To me, Professor Gassner’s friendship, interest, and aid was especially welcome, if unexpected. I was never a student of his, and my first contact with him was the result of a testy letter I had written, suggesting that Yale School of Drama graduates seemed to have a corner on all the grants, awards, and recommendations to be had. I was amazed to find how embracing his concern could be and how many people, also not Yale alumni, had profited from his interest and intervention. He was, I was astonished to discover, genuinely anxious to know what I thought of his criticism, his choice of plays in A Treasury of the Theatre, and the prospects of various young American playwrights.
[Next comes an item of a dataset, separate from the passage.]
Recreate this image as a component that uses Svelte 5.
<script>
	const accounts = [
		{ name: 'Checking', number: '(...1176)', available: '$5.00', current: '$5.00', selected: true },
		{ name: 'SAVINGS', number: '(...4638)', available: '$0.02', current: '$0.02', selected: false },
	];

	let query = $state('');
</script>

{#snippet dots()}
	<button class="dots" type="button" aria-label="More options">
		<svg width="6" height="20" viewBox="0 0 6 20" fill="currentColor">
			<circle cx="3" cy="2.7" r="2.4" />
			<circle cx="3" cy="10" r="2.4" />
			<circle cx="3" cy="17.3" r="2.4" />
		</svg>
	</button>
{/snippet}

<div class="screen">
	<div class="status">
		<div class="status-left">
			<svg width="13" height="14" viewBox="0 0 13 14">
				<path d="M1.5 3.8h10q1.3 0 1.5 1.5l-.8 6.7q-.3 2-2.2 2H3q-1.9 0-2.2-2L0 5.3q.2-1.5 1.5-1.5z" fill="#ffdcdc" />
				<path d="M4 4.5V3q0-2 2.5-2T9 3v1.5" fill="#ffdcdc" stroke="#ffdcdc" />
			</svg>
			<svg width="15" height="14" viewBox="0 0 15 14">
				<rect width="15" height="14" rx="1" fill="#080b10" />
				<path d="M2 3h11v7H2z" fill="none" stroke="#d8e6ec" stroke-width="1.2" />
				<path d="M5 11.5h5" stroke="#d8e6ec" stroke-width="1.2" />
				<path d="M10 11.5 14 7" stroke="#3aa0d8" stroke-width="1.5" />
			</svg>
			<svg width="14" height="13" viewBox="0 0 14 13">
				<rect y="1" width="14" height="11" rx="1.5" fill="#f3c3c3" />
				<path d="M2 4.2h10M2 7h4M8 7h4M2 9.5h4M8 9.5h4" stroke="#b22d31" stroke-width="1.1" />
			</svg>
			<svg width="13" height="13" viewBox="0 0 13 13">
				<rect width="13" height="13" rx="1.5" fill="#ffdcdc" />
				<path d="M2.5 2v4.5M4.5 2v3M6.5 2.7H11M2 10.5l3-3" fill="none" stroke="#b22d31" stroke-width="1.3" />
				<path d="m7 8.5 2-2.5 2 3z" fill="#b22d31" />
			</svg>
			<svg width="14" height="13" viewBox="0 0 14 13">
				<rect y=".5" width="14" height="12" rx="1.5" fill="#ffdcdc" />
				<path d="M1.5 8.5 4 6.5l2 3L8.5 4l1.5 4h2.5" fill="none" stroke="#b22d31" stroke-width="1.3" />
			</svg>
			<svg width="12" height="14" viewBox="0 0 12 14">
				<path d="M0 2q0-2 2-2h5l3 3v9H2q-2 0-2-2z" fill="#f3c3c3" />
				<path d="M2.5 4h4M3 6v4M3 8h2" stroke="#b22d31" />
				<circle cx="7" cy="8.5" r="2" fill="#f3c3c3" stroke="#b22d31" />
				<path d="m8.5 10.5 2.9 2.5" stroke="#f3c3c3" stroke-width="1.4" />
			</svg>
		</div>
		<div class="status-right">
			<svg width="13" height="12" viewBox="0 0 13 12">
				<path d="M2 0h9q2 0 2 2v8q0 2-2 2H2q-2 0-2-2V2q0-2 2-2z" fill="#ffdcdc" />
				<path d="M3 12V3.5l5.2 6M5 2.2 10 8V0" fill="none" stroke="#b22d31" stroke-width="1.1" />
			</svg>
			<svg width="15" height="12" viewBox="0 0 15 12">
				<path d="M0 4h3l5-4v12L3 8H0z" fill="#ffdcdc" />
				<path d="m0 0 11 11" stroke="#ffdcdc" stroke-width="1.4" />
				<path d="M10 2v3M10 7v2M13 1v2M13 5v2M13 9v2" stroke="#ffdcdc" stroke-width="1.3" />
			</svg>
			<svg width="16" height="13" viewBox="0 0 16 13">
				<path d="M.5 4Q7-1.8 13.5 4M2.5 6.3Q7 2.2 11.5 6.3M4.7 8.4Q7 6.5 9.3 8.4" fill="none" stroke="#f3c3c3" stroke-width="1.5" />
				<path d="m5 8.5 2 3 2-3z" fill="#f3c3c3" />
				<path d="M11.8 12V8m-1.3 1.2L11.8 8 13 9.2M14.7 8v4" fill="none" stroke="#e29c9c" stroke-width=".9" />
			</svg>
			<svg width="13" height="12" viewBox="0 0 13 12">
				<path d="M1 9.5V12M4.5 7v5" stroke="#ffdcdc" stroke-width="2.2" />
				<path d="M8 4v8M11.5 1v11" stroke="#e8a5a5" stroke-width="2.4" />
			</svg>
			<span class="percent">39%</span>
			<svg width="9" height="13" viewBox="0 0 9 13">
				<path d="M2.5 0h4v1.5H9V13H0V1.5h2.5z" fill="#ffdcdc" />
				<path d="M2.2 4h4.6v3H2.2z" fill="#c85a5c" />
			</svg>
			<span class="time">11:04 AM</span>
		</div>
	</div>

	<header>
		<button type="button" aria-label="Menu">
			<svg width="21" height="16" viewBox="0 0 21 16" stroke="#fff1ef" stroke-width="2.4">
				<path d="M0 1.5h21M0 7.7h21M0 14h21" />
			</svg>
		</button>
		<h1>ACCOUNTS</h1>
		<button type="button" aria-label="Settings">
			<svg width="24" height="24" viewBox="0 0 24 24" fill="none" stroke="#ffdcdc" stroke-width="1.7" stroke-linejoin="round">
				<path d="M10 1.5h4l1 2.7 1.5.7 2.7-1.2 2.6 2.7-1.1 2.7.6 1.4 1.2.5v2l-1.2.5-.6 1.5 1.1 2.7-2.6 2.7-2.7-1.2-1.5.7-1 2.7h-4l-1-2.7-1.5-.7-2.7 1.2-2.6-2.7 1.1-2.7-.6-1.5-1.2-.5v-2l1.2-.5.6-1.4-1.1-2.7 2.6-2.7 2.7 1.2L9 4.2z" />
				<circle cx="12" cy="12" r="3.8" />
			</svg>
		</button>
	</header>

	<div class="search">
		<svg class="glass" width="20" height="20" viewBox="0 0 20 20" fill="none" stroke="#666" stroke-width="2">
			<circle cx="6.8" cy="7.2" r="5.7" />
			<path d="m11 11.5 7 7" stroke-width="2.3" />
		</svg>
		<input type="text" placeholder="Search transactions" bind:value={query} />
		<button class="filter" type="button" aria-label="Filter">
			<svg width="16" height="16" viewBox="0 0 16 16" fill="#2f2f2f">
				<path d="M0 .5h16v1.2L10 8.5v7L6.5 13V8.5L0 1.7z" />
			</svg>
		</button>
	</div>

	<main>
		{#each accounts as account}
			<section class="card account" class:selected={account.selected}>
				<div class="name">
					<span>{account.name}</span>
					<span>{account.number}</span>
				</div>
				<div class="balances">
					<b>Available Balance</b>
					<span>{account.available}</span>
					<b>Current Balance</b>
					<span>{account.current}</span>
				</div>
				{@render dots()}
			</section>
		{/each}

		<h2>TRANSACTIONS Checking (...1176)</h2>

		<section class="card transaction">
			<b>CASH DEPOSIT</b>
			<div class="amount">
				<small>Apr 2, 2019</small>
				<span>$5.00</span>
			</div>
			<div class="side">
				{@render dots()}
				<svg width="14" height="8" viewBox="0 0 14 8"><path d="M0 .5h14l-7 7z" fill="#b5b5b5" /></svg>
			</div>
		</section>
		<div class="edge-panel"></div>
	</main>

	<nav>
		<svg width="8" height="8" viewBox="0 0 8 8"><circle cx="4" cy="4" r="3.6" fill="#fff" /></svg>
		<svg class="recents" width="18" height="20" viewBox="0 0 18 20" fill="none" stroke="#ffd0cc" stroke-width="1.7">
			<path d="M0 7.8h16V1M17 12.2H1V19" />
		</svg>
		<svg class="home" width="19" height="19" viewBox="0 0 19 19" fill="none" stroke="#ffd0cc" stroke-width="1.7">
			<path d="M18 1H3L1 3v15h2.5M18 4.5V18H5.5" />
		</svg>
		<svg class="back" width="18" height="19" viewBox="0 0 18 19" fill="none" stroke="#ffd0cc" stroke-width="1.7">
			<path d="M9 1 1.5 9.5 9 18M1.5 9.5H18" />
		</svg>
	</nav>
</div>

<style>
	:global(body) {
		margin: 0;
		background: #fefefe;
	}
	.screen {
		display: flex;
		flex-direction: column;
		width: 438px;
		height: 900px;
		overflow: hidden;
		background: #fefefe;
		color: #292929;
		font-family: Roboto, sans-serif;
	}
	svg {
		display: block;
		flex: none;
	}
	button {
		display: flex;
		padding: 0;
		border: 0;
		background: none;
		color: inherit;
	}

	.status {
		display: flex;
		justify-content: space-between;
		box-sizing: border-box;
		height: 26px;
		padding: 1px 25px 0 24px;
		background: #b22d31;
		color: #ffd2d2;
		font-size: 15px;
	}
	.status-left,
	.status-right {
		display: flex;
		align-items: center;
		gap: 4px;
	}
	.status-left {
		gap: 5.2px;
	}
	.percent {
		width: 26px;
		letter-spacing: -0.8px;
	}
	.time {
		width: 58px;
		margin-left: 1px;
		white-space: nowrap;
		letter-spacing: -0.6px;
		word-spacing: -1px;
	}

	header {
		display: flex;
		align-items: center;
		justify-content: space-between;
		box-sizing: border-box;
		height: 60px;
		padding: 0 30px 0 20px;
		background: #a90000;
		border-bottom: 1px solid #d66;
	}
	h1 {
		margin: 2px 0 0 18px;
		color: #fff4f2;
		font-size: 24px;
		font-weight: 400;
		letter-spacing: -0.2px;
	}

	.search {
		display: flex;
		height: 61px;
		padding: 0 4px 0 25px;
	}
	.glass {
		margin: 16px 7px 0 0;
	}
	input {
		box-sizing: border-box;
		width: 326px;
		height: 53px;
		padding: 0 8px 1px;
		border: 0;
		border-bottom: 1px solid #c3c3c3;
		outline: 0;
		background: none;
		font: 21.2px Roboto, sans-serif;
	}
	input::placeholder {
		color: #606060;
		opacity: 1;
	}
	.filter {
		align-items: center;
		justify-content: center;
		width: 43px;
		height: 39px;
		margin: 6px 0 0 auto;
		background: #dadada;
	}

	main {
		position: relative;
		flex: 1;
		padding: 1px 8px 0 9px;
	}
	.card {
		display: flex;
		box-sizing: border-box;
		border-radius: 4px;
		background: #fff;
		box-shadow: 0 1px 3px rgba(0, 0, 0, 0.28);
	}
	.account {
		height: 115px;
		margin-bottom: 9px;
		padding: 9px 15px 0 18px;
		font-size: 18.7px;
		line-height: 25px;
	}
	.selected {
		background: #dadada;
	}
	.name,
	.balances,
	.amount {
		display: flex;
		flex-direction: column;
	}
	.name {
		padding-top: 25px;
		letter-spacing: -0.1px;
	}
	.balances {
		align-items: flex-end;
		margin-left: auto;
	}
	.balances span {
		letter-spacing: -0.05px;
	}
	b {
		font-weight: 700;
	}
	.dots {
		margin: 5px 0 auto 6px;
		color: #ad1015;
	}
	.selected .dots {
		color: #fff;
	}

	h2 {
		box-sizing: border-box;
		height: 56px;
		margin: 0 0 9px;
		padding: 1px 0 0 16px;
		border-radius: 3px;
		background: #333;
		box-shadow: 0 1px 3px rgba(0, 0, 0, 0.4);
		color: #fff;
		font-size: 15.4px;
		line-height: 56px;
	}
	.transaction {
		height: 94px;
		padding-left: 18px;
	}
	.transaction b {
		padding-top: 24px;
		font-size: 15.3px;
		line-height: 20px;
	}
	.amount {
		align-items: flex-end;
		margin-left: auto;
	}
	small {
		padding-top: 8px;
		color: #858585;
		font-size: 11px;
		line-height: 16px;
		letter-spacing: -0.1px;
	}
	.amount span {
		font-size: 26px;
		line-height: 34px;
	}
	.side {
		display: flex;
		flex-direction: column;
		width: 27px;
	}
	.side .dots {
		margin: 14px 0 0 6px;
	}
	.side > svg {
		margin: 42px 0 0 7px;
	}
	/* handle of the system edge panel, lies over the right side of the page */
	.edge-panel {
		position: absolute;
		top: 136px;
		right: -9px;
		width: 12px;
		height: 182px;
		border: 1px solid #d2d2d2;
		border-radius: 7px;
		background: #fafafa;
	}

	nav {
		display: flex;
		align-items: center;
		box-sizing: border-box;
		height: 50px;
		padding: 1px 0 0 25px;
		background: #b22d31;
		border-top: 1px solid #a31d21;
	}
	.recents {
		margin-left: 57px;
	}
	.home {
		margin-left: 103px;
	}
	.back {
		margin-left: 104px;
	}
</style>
Now, in reading over and over the proofs for Dramatic Soundings, I understand at last that I was his student.
Everyone who has read any of his books, Masters of the Drama, Producing the Play, Form and Idea in Modern Theatre, or Theatre at the Crossroads, has been his student. And it is through them that John Gassner continues to be among us. He will live as long as his books are read, as long as his students create, write, and teach with the curious mixture of humility and audacity, scholarship and humor, incisiveness and generosity that marked his life and work.